The Grijalva and the Usamacinla rivers considered the Sidon River by Mesoamericanists


Then there are the Mesoamerican theorists who claim the Grijalva River or the Usamacinla River in Southern Mexico is the Land of Promise Sidon River. It is interesting, that while both rivers flow basically from south to north on a map, that is not true in their Land of Promise map. Based on the Mesoamerican theorist change in directions of their Land of Promise, where they claim cardinal north is really west and cardinal south is really east, making these two rivers on their map and therefore in their Land of Promise flow east to west.

As for North American theorists, they claim the Sidon River flows north to south so it mathes their Sidon River, which Mississippi River.
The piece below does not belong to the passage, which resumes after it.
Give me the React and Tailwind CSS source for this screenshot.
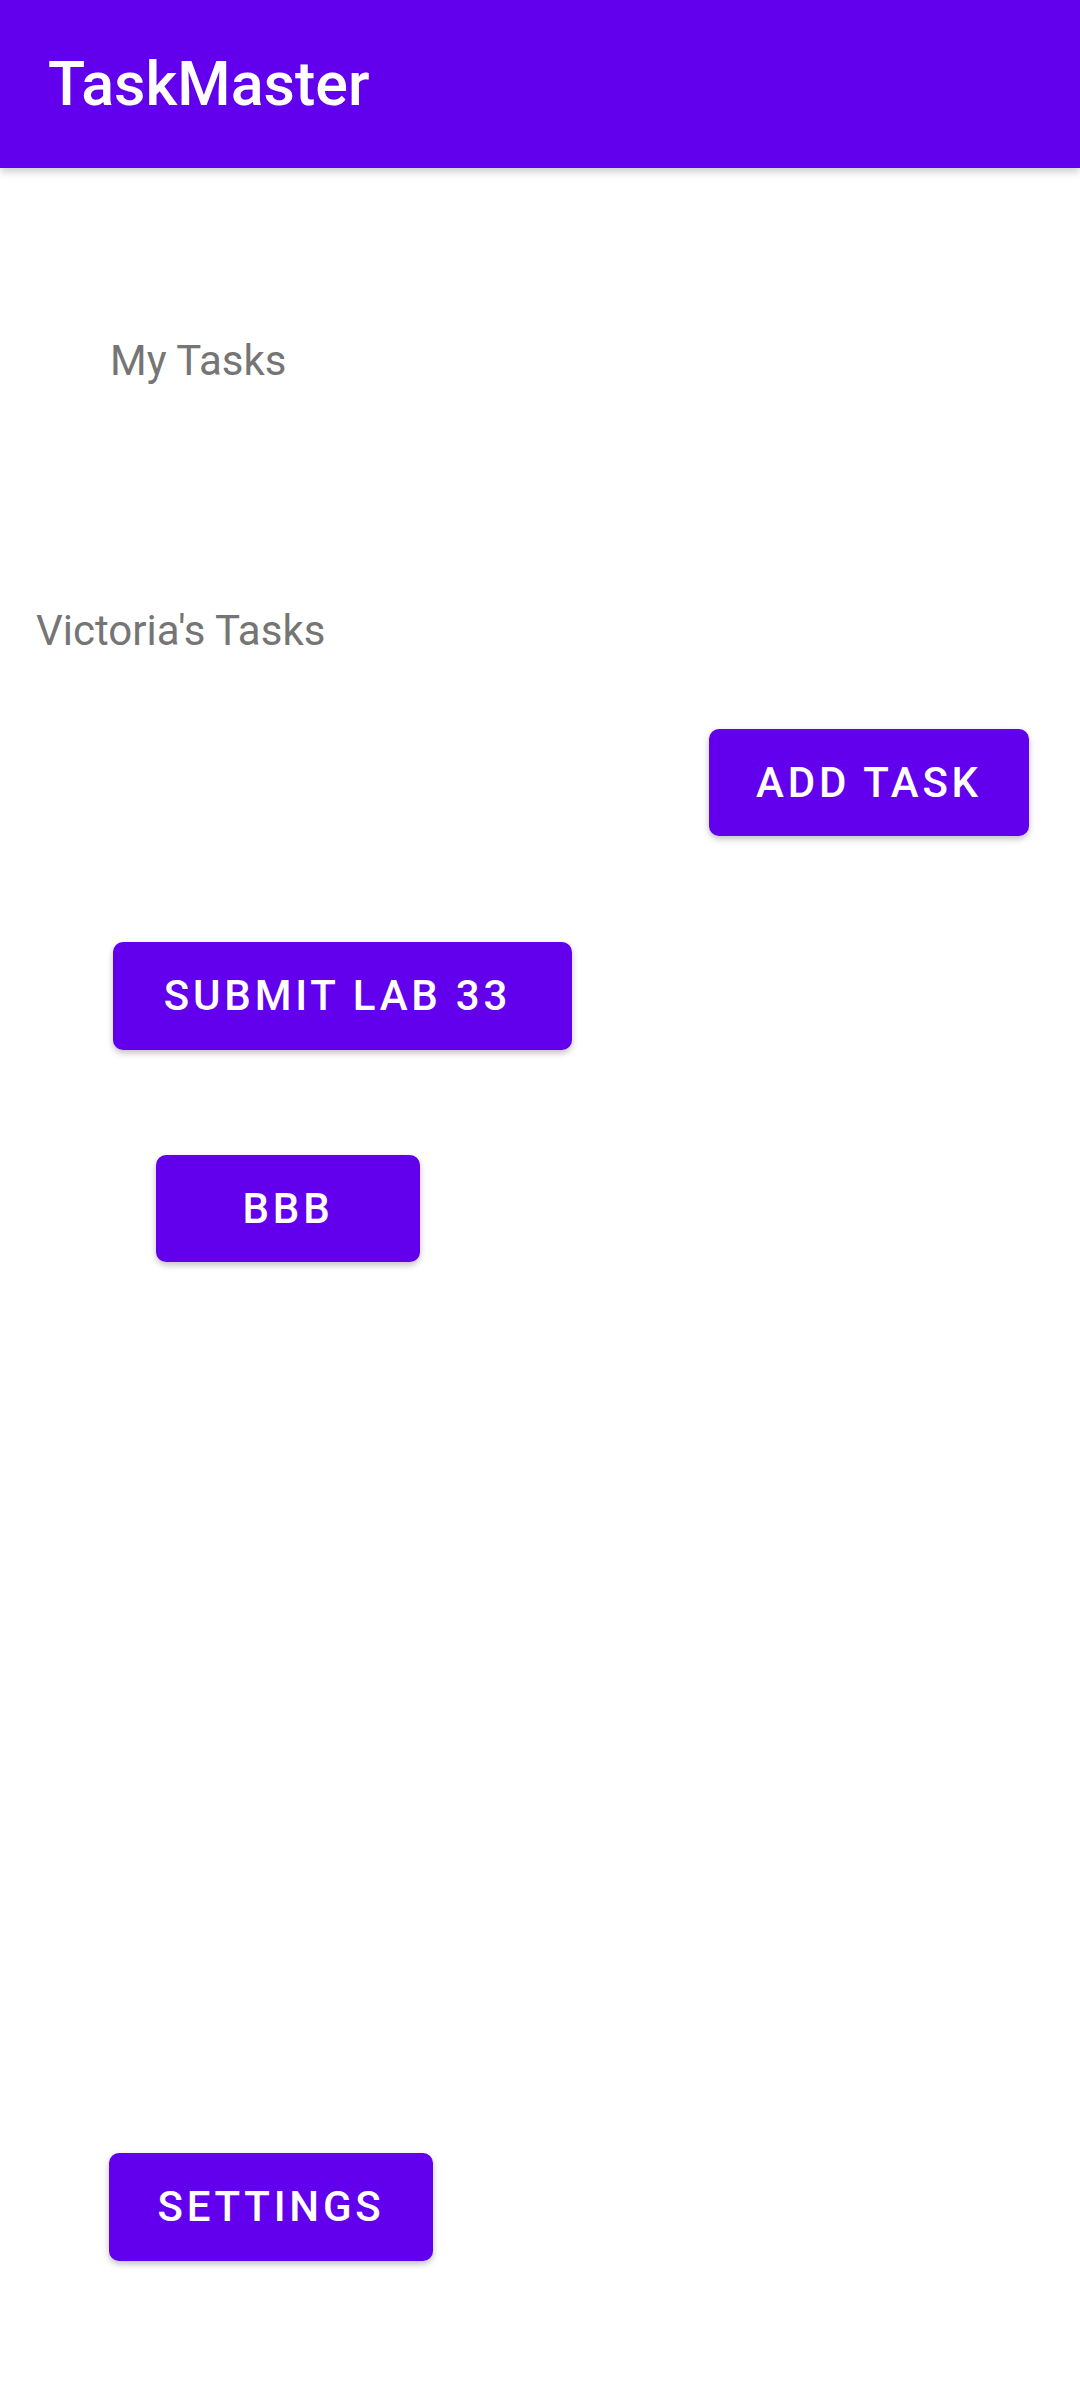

However, that is not what is in the scriptural record.

Phyllis Carol Olive claims that the Sidon River is the Buffalo Creek, in New York, which has three tributaries: Cayuga Creek 5 miles from its mouth at Buffalo),  Buffalo Creek, and Cazenovia Creek—following their confluences, the creek is called a river. The Buffalo River drains a 447-square-mile watershed in Western New York state, emptying into the eastern end of Lake Erie at the City of Buffalo.

Four different areas of the Buffalo Creek/River in New York—certainly no match of the Sidon River of the scriptural record


However, the final 20 miles (about 60%) of this river flows east to west into Lake Erie, not south to north. For most of the distance of this creek/river, it is little more than a shallow creek (sometimes referred to as a brook), certainly, not a current strong enough to carry bodies down river to the sea since most of it is just ankle deep, some parts more shallow that that.

However, the Sidon River in the Land of Promise flows south to north. We know that from Mormon’s comments about the location of the city of Manti, which is south of the Land of Zarahemla, and near the head (source) of the Sidon River, "away up beyond" the land of Manti. That puts it on a higher altitude than either Manti or Zarahemla, which would result in a northward flow of the river between Zarahemla and Manti, since Manti is south of Zarahemla in the Narrow Strip of Wilderness (South Wilderness), and if the source of the river is above Manti and flows to Zarahemla, the direction of flow would be northward (from south to north), for Zarahemla was north of the land of Manti.

There are numerous descriptions of the Sidon River in the Land of Zarahemla, including the fact that the “river Sidon, which ran by the land of Zarahemla” (Alma 2:15), and “as they were crossing the river Sidon (Alma 2:27). Also is the description of Manti in the South Wilderness: “Alma inquired of the Lord concerning the matter. And Alma returned and said unto them: Behold, the Lamanites will cross the river Sidon in the south wilderness, away up beyond the borders of the land of Manti. And behold there shall ye meet them, on the east of the river Sidon, and there the Lord will deliver unto thee thy brethren who have been taken captive by the Lamanites” (Alma 16:6).  And also: “Zoram and his sons crossed over the river Sidon, with their armies, and marched away beyond the borders of Manti into the south wilderness, which was on the east side of the river Sidon” (Alma 16:7, emphasis added). Thus, the Sidon River has to flow south to north, yet this is ignored by North American theorists.

It is always a matter of interest to see how often theorists neglect simple comments and descriptions in the scriptural record in order to defend their opinions and beliefs. Certainly this is a disservice to the Church and to those who diligently search the Book of Mormon.